List every line below containing "index".

__Data excerpts__
-*-*-

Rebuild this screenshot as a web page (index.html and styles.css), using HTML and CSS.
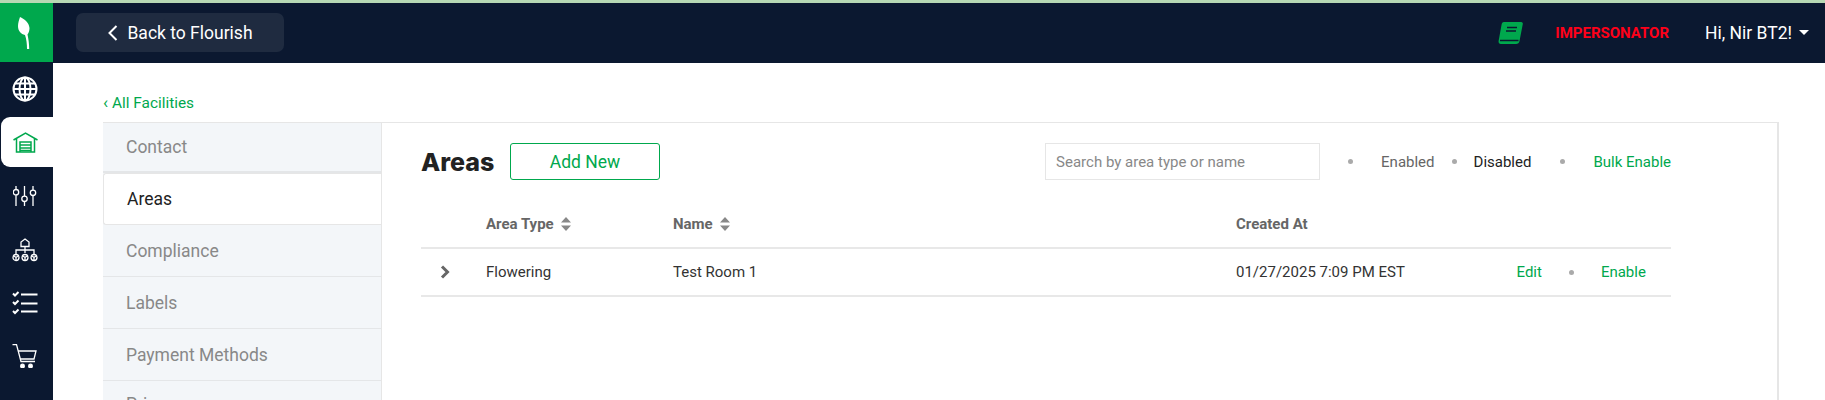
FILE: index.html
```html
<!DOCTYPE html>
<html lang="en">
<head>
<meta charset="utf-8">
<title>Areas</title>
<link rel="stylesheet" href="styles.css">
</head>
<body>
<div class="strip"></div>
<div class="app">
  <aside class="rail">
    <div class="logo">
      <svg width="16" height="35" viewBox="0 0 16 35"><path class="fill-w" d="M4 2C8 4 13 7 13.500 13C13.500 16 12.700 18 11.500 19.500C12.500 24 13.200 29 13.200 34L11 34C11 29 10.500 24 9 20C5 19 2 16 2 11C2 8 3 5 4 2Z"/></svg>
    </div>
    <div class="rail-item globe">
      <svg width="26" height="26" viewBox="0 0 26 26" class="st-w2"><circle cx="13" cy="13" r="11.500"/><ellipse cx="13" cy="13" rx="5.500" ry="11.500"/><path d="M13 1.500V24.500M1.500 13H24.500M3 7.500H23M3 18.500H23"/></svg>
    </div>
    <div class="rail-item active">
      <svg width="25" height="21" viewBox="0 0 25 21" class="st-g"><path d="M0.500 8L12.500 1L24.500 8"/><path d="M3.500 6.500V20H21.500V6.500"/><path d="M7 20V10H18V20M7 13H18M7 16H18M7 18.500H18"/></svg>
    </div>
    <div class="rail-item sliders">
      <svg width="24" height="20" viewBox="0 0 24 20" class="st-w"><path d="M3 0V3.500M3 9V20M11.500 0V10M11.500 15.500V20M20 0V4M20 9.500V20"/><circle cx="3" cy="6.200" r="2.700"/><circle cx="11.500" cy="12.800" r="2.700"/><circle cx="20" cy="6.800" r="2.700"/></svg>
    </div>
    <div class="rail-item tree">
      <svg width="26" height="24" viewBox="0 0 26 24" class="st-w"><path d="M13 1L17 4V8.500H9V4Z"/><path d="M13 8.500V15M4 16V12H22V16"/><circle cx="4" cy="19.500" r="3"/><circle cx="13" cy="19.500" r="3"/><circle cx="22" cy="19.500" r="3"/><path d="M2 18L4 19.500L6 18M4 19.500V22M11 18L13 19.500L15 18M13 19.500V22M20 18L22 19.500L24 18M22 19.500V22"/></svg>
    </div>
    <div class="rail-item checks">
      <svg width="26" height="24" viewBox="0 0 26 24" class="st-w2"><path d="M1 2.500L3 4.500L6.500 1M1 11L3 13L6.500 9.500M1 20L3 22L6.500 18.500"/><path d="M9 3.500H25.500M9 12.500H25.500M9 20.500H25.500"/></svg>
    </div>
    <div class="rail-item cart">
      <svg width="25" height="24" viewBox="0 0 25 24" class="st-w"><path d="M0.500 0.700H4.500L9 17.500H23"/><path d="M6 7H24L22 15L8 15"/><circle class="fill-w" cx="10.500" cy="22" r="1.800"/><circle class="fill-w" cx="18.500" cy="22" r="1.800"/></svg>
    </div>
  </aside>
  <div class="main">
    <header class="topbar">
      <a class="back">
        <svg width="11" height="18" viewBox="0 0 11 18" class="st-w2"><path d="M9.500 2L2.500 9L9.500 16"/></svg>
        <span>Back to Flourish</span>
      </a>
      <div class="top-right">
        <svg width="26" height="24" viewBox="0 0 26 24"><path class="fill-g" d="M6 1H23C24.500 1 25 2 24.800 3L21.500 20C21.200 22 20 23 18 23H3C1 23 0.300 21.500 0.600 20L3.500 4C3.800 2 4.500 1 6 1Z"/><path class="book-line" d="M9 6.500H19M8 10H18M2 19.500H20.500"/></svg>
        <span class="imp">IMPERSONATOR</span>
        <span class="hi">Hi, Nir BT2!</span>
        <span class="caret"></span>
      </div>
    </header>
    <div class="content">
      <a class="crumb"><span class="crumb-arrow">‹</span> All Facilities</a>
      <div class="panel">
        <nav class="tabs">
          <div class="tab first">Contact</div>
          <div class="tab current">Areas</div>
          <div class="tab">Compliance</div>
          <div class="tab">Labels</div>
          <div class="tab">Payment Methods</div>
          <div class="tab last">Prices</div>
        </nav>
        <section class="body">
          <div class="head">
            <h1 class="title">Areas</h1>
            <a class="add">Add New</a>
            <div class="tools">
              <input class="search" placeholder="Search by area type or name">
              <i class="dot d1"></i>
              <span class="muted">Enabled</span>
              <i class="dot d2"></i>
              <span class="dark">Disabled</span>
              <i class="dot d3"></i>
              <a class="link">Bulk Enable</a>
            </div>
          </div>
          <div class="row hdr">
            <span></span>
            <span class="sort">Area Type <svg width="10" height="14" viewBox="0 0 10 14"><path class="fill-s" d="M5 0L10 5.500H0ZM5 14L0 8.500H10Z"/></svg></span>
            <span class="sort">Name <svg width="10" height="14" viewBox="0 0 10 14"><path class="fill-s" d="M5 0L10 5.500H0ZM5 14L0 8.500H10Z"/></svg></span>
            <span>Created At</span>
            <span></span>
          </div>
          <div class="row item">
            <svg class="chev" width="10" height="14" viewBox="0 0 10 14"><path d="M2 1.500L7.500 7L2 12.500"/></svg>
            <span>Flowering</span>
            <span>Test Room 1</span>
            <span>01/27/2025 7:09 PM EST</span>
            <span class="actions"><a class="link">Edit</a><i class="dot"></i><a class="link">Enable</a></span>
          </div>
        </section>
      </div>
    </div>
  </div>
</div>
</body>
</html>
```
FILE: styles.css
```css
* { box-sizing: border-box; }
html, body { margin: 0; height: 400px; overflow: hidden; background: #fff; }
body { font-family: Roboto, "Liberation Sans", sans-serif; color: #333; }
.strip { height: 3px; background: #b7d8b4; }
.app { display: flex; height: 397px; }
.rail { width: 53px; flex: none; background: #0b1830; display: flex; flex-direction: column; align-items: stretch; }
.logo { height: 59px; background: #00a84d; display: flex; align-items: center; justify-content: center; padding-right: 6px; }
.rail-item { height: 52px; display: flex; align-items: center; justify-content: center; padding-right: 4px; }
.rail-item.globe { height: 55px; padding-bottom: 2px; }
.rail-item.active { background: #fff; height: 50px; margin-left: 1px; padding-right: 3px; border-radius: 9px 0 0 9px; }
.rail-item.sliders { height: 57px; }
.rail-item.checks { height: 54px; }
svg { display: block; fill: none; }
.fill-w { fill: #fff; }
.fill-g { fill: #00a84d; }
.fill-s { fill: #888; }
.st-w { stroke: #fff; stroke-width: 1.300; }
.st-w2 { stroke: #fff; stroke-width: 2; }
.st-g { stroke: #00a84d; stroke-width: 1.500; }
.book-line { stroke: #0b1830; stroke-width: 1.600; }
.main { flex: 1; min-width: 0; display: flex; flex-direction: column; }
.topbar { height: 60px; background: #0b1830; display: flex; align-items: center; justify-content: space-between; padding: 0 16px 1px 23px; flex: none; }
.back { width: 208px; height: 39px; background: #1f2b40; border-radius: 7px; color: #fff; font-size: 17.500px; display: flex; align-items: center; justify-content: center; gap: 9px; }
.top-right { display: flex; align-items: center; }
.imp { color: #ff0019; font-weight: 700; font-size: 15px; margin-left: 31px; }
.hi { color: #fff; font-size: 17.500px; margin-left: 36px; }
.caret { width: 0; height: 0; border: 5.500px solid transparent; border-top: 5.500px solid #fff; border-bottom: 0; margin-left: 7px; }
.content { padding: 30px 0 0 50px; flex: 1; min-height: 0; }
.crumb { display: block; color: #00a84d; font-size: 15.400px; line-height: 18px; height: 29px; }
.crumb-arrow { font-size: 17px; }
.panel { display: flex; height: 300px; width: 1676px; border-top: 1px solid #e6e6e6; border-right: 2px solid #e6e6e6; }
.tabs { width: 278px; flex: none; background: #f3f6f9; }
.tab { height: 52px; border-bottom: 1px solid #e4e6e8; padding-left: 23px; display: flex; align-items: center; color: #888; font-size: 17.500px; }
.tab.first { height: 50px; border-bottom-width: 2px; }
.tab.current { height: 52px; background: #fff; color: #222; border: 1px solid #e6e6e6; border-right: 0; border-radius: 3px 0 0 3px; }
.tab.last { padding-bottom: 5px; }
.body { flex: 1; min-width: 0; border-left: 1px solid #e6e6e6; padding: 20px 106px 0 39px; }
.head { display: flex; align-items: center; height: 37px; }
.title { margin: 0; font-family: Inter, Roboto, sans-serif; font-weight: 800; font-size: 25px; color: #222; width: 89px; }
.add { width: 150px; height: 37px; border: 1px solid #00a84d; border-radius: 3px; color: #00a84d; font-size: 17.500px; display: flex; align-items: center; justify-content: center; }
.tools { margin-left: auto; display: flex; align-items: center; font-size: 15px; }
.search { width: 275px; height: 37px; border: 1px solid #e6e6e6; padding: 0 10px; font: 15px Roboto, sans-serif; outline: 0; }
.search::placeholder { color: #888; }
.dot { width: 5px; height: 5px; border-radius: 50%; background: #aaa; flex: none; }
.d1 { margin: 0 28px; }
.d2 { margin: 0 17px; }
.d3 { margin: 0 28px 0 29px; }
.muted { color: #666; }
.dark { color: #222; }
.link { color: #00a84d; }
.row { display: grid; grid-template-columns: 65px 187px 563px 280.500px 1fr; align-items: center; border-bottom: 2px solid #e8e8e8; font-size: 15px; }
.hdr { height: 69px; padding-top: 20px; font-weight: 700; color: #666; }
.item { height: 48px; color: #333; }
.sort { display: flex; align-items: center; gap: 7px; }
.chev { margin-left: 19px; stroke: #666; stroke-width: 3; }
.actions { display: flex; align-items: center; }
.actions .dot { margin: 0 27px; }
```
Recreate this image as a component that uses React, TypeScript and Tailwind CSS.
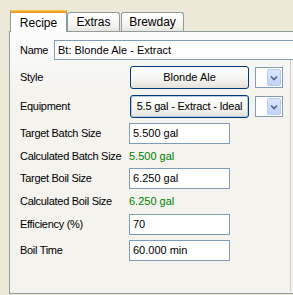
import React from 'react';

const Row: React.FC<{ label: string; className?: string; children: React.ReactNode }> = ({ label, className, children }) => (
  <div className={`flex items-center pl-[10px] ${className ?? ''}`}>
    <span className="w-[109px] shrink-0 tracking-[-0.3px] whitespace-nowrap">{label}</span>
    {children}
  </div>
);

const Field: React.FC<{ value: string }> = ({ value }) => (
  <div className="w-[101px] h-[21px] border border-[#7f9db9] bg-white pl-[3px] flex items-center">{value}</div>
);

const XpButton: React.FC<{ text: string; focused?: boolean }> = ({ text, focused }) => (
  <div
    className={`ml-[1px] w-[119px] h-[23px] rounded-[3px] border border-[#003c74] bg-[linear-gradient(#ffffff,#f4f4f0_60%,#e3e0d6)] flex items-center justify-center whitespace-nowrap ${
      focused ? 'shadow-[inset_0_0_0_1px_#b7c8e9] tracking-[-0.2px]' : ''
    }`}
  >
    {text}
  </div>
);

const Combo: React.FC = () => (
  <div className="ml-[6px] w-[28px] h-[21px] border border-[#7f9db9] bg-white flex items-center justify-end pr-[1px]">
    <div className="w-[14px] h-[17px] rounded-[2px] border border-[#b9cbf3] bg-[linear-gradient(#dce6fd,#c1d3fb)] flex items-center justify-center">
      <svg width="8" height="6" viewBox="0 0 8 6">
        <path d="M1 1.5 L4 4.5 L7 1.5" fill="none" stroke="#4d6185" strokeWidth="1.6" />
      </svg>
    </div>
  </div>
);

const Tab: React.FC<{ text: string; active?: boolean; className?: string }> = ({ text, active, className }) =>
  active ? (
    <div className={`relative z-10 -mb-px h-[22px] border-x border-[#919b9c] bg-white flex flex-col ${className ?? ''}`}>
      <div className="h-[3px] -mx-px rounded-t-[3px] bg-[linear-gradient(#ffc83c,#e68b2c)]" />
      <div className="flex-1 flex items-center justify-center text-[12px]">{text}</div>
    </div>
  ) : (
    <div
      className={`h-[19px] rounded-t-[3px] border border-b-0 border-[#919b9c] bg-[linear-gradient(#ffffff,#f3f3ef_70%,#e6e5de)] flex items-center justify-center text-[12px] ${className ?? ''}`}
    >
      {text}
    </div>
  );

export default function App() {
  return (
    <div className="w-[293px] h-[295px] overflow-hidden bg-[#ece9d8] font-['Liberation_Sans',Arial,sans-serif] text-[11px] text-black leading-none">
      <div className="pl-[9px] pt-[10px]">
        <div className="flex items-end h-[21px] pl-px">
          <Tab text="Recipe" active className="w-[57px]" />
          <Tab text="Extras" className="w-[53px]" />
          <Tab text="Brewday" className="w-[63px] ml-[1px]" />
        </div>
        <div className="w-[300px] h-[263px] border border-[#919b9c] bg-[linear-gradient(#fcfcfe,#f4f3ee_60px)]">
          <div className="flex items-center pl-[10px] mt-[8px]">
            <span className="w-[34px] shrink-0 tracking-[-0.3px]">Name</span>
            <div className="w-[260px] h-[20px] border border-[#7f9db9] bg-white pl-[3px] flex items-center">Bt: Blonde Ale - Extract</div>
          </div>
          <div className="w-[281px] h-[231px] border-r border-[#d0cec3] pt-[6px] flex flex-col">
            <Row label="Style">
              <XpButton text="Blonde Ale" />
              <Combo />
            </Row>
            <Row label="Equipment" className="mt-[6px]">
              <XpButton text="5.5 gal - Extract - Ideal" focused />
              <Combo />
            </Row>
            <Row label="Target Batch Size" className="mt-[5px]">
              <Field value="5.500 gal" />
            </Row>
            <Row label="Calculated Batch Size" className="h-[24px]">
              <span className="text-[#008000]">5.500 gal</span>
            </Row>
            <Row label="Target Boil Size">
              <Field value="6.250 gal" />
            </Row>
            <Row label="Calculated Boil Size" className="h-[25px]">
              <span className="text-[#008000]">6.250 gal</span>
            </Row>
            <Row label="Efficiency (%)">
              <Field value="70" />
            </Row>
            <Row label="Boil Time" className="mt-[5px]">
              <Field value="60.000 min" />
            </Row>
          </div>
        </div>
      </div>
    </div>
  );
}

-*-*-

__Output for this exercise__
Rebuild this screenshot as a web page (index.html and styles.css), using HTML and CSS.
FILE: index.html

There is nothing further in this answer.